In the meantime, legally sanctioned LGBT discrimination is a growing threat across the country in a clear backlash to the SCOTUS’s passing of marriage equality in all states in 2015. (Last year, Michelangelo Signorile warned us that the fight for equality was not over, and boy, was he right.) On Wednesday, for example, Kansas Governor Sam Brownback signed into law allowing student religious organizations to bar potential members who don’t “adhere to the association’s sincerely held religious beliefs.” A proposed religious-freedom bill in Georgia that passed through the state legislature and awaits a signature from Governor Nathan Deal has caused the NFL (of all organizations) to step up and threaten to block the Super Bowl from being hosted in Atlanta should the bill pass.
What is at risk in these states and so many more around the country isn’t religious freedom; it is the freedom to use religion to discriminate and marginalize at will. That is to say that injustice is in jeopardy, and that scares people whose dogma includes inequality, as they cling onto the culture-approved superiority of their warped interpretation of Christianity.
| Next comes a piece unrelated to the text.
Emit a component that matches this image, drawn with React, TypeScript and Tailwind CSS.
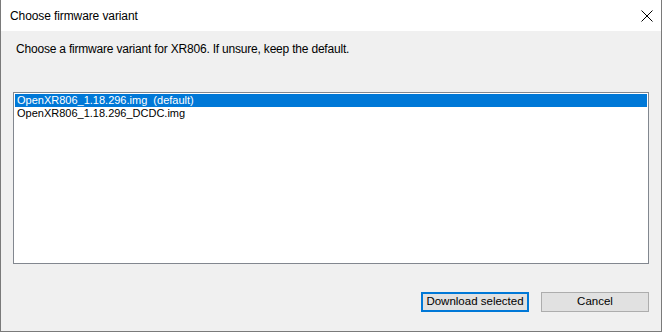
const variants = [
  { name: "OpenXR806_1.18.296.img  (default)", selected: true },
  { name: "OpenXR806_1.18.296_DCDC.img", selected: false },
];

function CloseIcon() {
  return (
    <svg width="12" height="12" viewBox="0 0 12 12" className="mr-[8px]">
      <path d="M0.5 0.5 L11.5 11.5 M11.5 0.5 L0.5 11.5" stroke="#000" strokeWidth="1" fill="none" />
    </svg>
  );
}

export default function App() {
  return (
    <div className="flex h-[332px] w-[662px] flex-col border border-t-0 border-[#7a7a7a] bg-[#f0f0f0] font-['Liberation_Sans',Arial,sans-serif] text-[12px] text-black">
      <div className="flex h-[31px] shrink-0 items-center justify-between bg-white pl-[9px]">
        <span className="text-[12px] tracking-[-0.1px]">Choose firmware variant</span>
        <CloseIcon />
      </div>
      <p className="ml-[15px] mt-[11px] leading-[15px] tracking-[-0.2px]">
        Choose a firmware variant for XR806. If unsure, keep the default.
      </p>
      <div className="ml-[12px] mt-[35px] h-[172px] w-[636px] border border-[#82878f] bg-white p-[1px]">
        {variants.map((v) => (
          <div
            key={v.name}
            className={`h-[13px] whitespace-pre pl-[2px] text-[11px] leading-[13px] ${v.selected ? "bg-[#0078d7] text-white" : ""}`}
          >
            {v.name}
          </div>
        ))}
      </div>
      <div className="mt-[28px] flex justify-end gap-[12px] pr-[12px]">
        <button className="h-[20px] w-[108px] border-2 border-[#0078d7] bg-[#e1e1e1] text-[11.5px] leading-none">
          Download selected
        </button>
        <button className="h-[20px] w-[108px] border border-[#adadad] bg-[#e1e1e1] text-[11.5px] leading-none">
          Cancel
        </button>
      </div>
    </div>
  );
}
Say I consider my religion to be sucking cock. (It’s a free country, right? And after all, it’s like a little prayer when I’m down on my knees and I wanna take you there.) Don’t these religious freedom acts, then, ultimately put my religion in peril, too? How do we reconcile that? None of this is about protection of children or freedom of religion; it’s about imposition and people are just trying to use the fucking bathroom in peace.